[Stated goal]
Check each line of the material below for "this", then copy the ones that contain it.

[Data shown]
+===+

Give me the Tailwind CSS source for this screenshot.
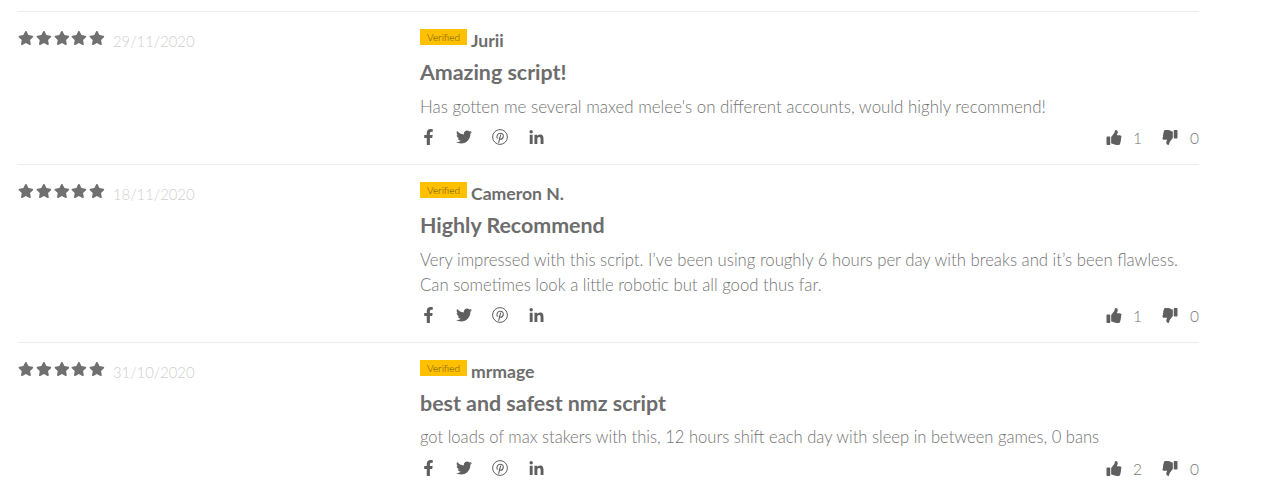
<!DOCTYPE html>
<html lang="en">
<head>
    <meta charset="UTF-8">
    <title>Reviews</title>
    <script src="https://cdn.jsdelivr.net/npm/@tailwindcss/browser@4"></script>
</head>
<body class="bg-white font-['Lato','Noto_Sans',sans-serif] text-[#6d6d6d] overflow-hidden">

    <svg class="hidden">
        <symbol id="star" viewBox="0 0 576 512"><path fill="currentColor" d="M259.3 17.8L194 150.2 47.9 171.5c-26.2 3.8-36.7 36.1-17.7 54.6l105.7 103-25 145.5c-4.5 26.3 23.2 46 46.4 33.7L288 439.6l130.7 68.7c23.2 12.2 50.9-7.4 46.4-33.7l-25-145.5 105.7-103c19-18.5 8.5-50.8-17.7-54.6L382 150.2 316.7 17.8c-11.7-23.6-45.6-24.1-57.4 0z"/></symbol>
        <symbol id="fb" viewBox="0 0 320 512"><path fill="currentColor" d="M279.14 288l14.22-92.66h-88.91v-60.13c0-25.35 12.42-50.06 52.24-50.06h40.42V6.26S260.43 0 225.36 0c-73.22 0-121.08 44.38-121.08 124.72v70.62H22.89V288h81.39v224h100.17V288z"/></symbol>
        <symbol id="tw" viewBox="0 0 512 512"><path fill="currentColor" d="M459.37 151.716c.325 4.548.325 9.097.325 13.645 0 138.72-105.583 298.558-298.558 298.558-59.452 0-114.68-17.219-161.137-47.106 8.447.974 16.568 1.299 25.34 1.299 49.055 0 94.213-16.568 130.274-44.832-46.132-.975-84.792-31.188-98.112-72.772 6.498.974 12.995 1.624 19.818 1.624 9.421 0 18.843-1.3 27.614-3.573-48.081-9.747-84.143-51.98-84.143-102.985v-1.299c13.969 7.797 30.214 12.67 47.431 13.319-28.264-18.843-46.781-51.005-46.781-87.391 0-19.492 5.197-37.36 14.294-52.954 51.655 63.675 129.3 105.258 216.365 109.807-1.624-7.797-2.599-15.918-2.599-24.04 0-57.828 46.782-104.934 104.934-104.934 30.213 0 57.502 12.67 76.67 33.137 23.715-4.548 46.456-13.32 66.599-25.34-7.798 24.366-24.366 44.833-46.132 57.827 21.117-2.273 41.584-8.122 60.426-16.243-14.292 20.791-32.161 39.308-52.628 54.253z"/></symbol>
        <symbol id="pin" viewBox="0 0 24 24"><circle cx="12" cy="12" r="11.1" fill="none" stroke="currentColor" stroke-width="1.5"/><path fill="none" stroke="currentColor" stroke-width="1.6" stroke-linecap="round" stroke-linejoin="round" d="M7.9 13.8c-1.6-3.2.5-7.5 4.4-7.5 3.2 0 5 2.2 4.6 4.8-.3 2.6-2 4.3-3.9 4.3-1.1 0-2-.6-2.2-1.6M12.9 8.9l-2.8 11.2"/></symbol>
        <symbol id="in" viewBox="0 0 448 512"><path transform="translate(0 32)" fill="currentColor" d="M100.28 448H7.4V148.9h92.88zM53.79 108.1C24.09 108.1 0 83.5 0 53.8a53.79 53.79 0 0 1 107.58 0c0 29.7-24.1 54.3-53.79 54.3zM447.9 448h-92.68V302.4c0-34.7-.7-79.2-48.29-79.2-48.29 0-55.69 37.7-55.69 76.7V448h-92.78V148.9h89.08v40.8h1.3c12.4-23.5 42.69-48.3 87.88-48.3 94 0 111.28 61.9 111.28 142.3V448z"/></symbol>
        <symbol id="up" viewBox="0 0 512 512"><path fill="currentColor" d="M104 224H24c-13.255 0-24 10.745-24 24v240c0 13.255 10.745 24 24 24h80c13.255 0 24-10.745 24-24V248c0-13.255-10.745-24-24-24zM384 81.452c0 42.416-25.97 66.208-33.277 94.548h101.723c33.397 0 59.397 27.746 59.553 58.098.084 17.938-7.546 37.249-19.439 49.197l-.11.11c9.836 23.337 8.237 56.037-9.308 79.469 8.681 25.895-.069 57.704-16.382 74.757 4.298 17.598 2.244 32.575-6.148 44.632C440.202 511.587 389.616 512 346.839 512l-2.845-.001c-48.287-.017-87.806-17.598-119.56-31.725-15.957-7.099-36.821-15.887-52.651-16.178-6.54-.12-11.783-5.457-11.783-11.998v-213.77c0-3.2 1.282-6.271 3.558-8.521 39.614-39.144 56.648-80.587 89.117-113.111 14.804-14.832 20.188-37.236 25.393-58.902C282.515 39.293 291.817 0 312 0c24 0 72 8 72 81.452z"/></symbol>
    </svg>

    <div class="w-[1181px] ml-[18px] mt-[11px]">

        <!-- Review 1 -->
        <div class="flex border-t border-[#ececec] h-[153px]">
            <div class="w-[402px] flex items-start pt-[18px]">
                <div class="flex gap-[2px] text-[#707070]">
                    <svg class="w-[15.8px] h-[16px]"><use href="#star"/></svg><svg class="w-[15.8px] h-[16px]"><use href="#star"/></svg><svg class="w-[15.8px] h-[16px]"><use href="#star"/></svg><svg class="w-[15.8px] h-[16px]"><use href="#star"/></svg><svg class="w-[15.8px] h-[16px]"><use href="#star"/></svg>
                </div>
                <span class="ml-2 text-[14.8px] leading-[20px] mt-[1px] font-light text-[#cfcfcf]">29/11/2020</span>
            </div>
            <div class="flex-1 pt-[17px]">
                <div class="flex items-start h-[22px]">
                    <span class="bg-[#ffc000] w-[47px] h-[16px] text-[10px] leading-[16px] text-center font-light text-[#5c4f10]">Verified</span>
                    <span class="ml-[4px] text-[17.6px] leading-[24px] font-bold">Jurii</span>
                </div>
                <h3 class="mt-[8px] text-[21.4px] leading-[26px] font-bold">Amazing script!</h3>
                <p class="mt-[9px] text-[16.9px] leading-[25px] font-light text-[#737373]">Has gotten me several maxed melee's on different accounts, would highly recommend!</p>
                <div class="mt-[6px] flex items-center justify-between h-[24px]">
                    <div class="flex items-center text-[#5f5f5f]">
                        <svg class="w-[11px] h-[16px] ml-[3px]"><use href="#fb"/></svg>
                        <svg class="w-[16px] h-[16px] ml-[22px]"><use href="#tw"/></svg>
                        <svg class="w-[16px] h-[16px] ml-[20px]"><use href="#pin"/></svg>
                        <svg class="w-[15px] h-[16px] ml-[21px]"><use href="#in"/></svg>
                    </div>
                    <div class="flex items-center mr-[1px] text-[15.5px] font-light text-[#737373]">
                        <svg class="w-[16px] h-[15px] text-[#5f5f5f]"><use href="#up"/></svg>
                        <span class="ml-[11px] w-[8px] mt-[3px]">1</span>
                        <svg class="w-[16px] h-[15px] ml-[21px] rotate-180 text-[#5f5f5f]"><use href="#up"/></svg>
                        <span class="ml-[12px] w-[8px] mt-[3px]">0</span>
                    </div>
                </div>
            </div>
        </div>

        <!-- Review 2 -->
        <div class="flex border-t border-[#ececec] h-[178px]">
            <div class="w-[402px] flex items-start pt-[18px]">
                <div class="flex gap-[2px] text-[#707070]">
                    <svg class="w-[15.8px] h-[16px]"><use href="#star"/></svg><svg class="w-[15.8px] h-[16px]"><use href="#star"/></svg><svg class="w-[15.8px] h-[16px]"><use href="#star"/></svg><svg class="w-[15.8px] h-[16px]"><use href="#star"/></svg><svg class="w-[15.8px] h-[16px]"><use href="#star"/></svg>
                </div>
                <span class="ml-2 text-[14.8px] leading-[20px] mt-[1px] font-light text-[#cfcfcf]">18/11/2020</span>
            </div>
            <div class="flex-1 pt-[17px]">
                <div class="flex items-start h-[22px]">
                    <span class="bg-[#ffc000] w-[47px] h-[16px] text-[10px] leading-[16px] text-center font-light text-[#5c4f10]">Verified</span>
                    <span class="ml-[4px] text-[17.6px] leading-[24px] font-bold">Cameron N.</span>
                </div>
                <h3 class="mt-[8px] text-[21.4px] leading-[26px] font-bold">Highly Recommend</h3>
                <p class="mt-[9px] text-[16.73px] leading-[25px] font-light text-[#737373]">Very impressed with this script. I’ve been using roughly 6 hours per day with breaks and it’s been flawless.<br>Can sometimes look a little robotic but all good thus far.</p>
                <div class="mt-[6px] flex items-center justify-between h-[24px]">
                    <div class="flex items-center text-[#5f5f5f]">
                        <svg class="w-[11px] h-[16px] ml-[3px]"><use href="#fb"/></svg>
                        <svg class="w-[16px] h-[16px] ml-[22px]"><use href="#tw"/></svg>
                        <svg class="w-[16px] h-[16px] ml-[20px]"><use href="#pin"/></svg>
                        <svg class="w-[15px] h-[16px] ml-[21px]"><use href="#in"/></svg>
                    </div>
                    <div class="flex items-center mr-[1px] text-[15.5px] font-light text-[#737373]">
                        <svg class="w-[16px] h-[15px] text-[#5f5f5f]"><use href="#up"/></svg>
                        <span class="ml-[11px] w-[8px] mt-[3px]">1</span>
                        <svg class="w-[16px] h-[15px] ml-[21px] rotate-180 text-[#5f5f5f]"><use href="#up"/></svg>
                        <span class="ml-[12px] w-[8px] mt-[3px]">0</span>
                    </div>
                </div>
            </div>
        </div>

        <!-- Review 3 -->
        <div class="flex border-t border-[#ececec] h-[152px]">
            <div class="w-[402px] flex items-start pt-[18px]">
                <div class="flex gap-[2px] text-[#707070]">
                    <svg class="w-[15.8px] h-[16px]"><use href="#star"/></svg><svg class="w-[15.8px] h-[16px]"><use href="#star"/></svg><svg class="w-[15.8px] h-[16px]"><use href="#star"/></svg><svg class="w-[15.8px] h-[16px]"><use href="#star"/></svg><svg class="w-[15.8px] h-[16px]"><use href="#star"/></svg>
                </div>
                <span class="ml-2 text-[14.8px] leading-[20px] mt-[1px] font-light text-[#cfcfcf]">31/10/2020</span>
            </div>
            <div class="flex-1 pt-[17px]">
                <div class="flex items-start h-[22px]">
                    <span class="bg-[#ffc000] w-[47px] h-[16px] text-[10px] leading-[16px] text-center font-light text-[#5c4f10]">Verified</span>
                    <span class="ml-[4px] text-[17.6px] leading-[24px] font-bold">mrmage</span>
                </div>
                <h3 class="mt-[8px] text-[21.4px] leading-[26px] font-bold">best and safest nmz script</h3>
                <p class="mt-[9px] text-[16.6px] leading-[25px] font-light text-[#737373]">got loads of max stakers with this, 12 hours shift each day with sleep in between games, 0 bans</p>
                <div class="mt-[6px] flex items-center justify-between h-[24px]">
                    <div class="flex items-center text-[#5f5f5f]">
                        <svg class="w-[11px] h-[16px] ml-[3px]"><use href="#fb"/></svg>
                        <svg class="w-[16px] h-[16px] ml-[22px]"><use href="#tw"/></svg>
                        <svg class="w-[16px] h-[16px] ml-[20px]"><use href="#pin"/></svg>
                        <svg class="w-[15px] h-[16px] ml-[21px]"><use href="#in"/></svg>
                    </div>
                    <div class="flex items-center mr-[1px] text-[15.5px] font-light text-[#737373]">
                        <svg class="w-[16px] h-[15px] text-[#5f5f5f]"><use href="#up"/></svg>
                        <span class="ml-[11px] w-[8px] mt-[3px]">2</span>
                        <svg class="w-[16px] h-[15px] ml-[21px] rotate-180 text-[#5f5f5f]"><use href="#up"/></svg>
                        <span class="ml-[12px] w-[8px] mt-[3px]">0</span>
                    </div>
                </div>
            </div>
        </div>

    </div>

</body>
</html>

+===+

[Exercise answer]
Give me the Tailwind CSS source for this screenshot.
                <p class="mt-[9px] text-[16.73px] leading-[25px] font-light text-[#737373]">Very impressed with this script. I’ve been using roughly 6 hours per day with breaks and it’s been flawless.<br>Can sometimes look a little robotic but all good thus far.</p>
                <p class="mt-[9px] text-[16.6px] leading-[25px] font-light text-[#737373]">got loads of max stakers with this, 12 hours shift each day with sleep in between games, 0 bans</p>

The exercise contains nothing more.